Kyle Whelliston writes that it always ends with a loss, but a more accurate phrase, at least in the conference season, is that it always ends with a thud. It feels particularly abrupt this season, not only because of the faith we developed during the campaign but because we waited so long to watch the Dutchmen play two games in such a short period of time. We went 172 hours between the season finale against Delaware and the tournament opener against William & Mary, and then, within 18 hours, we went from reveling in the win over the Tribe and celebrating at Buffalo Wild Wings with fellow Hofstra fans to plotting a route home.
As is usually the case with matters of the heart, we are not nearly the only ones feeling this miserable, even if we think nobody else can understand what we’re going through.
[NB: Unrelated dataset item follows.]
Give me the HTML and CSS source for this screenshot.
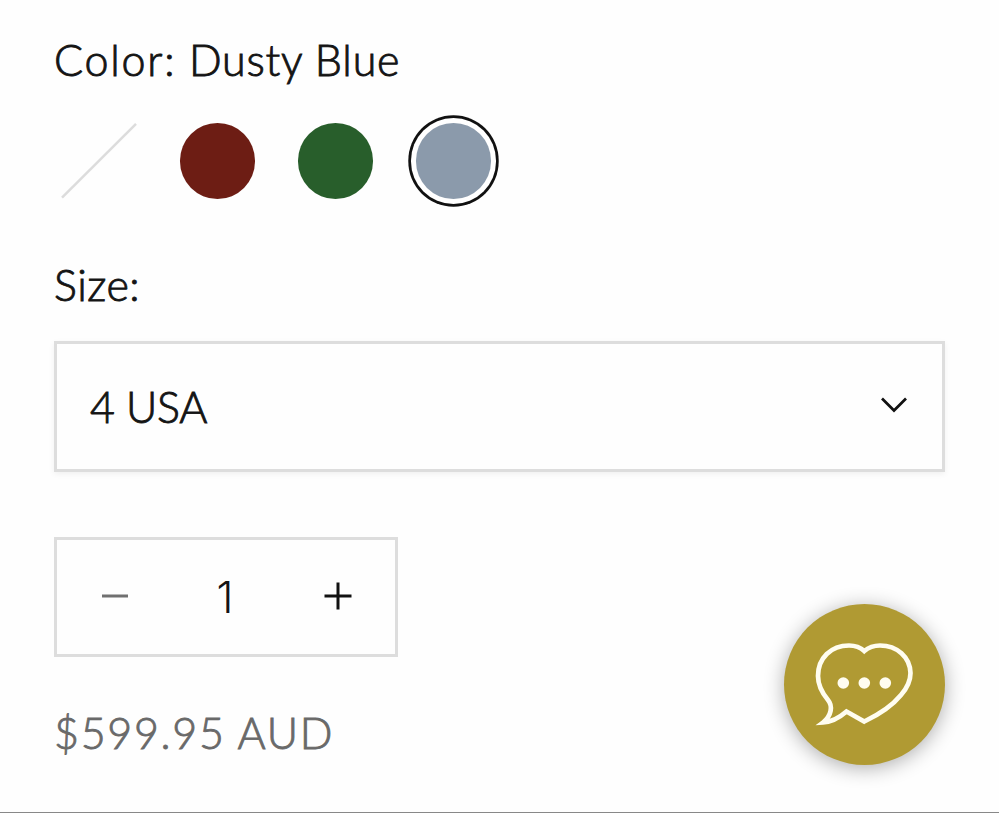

The truth is 232 other schools in the non-Big Six conferences will know exactly what we’re feeling, will endure long, grumpy rides or flights home, will spend this week cursing the fates and the refs and fill-in-the-blank bias and swearing they’ll never open themselves up like this again.
But by next week, of course, the healing process will begin, and by October, we’ll view these March losses as life experiences that toughened us up and once again visualize situations in which the Flying Dutchmen are dancing at center court at the Richmond Coliseum. The throbbing, stinging and aching will subside, and we will love again.
But right now? Right now I feel 19 again, except this time, I wish I were blind when I see Old Dominion championship T-shirts.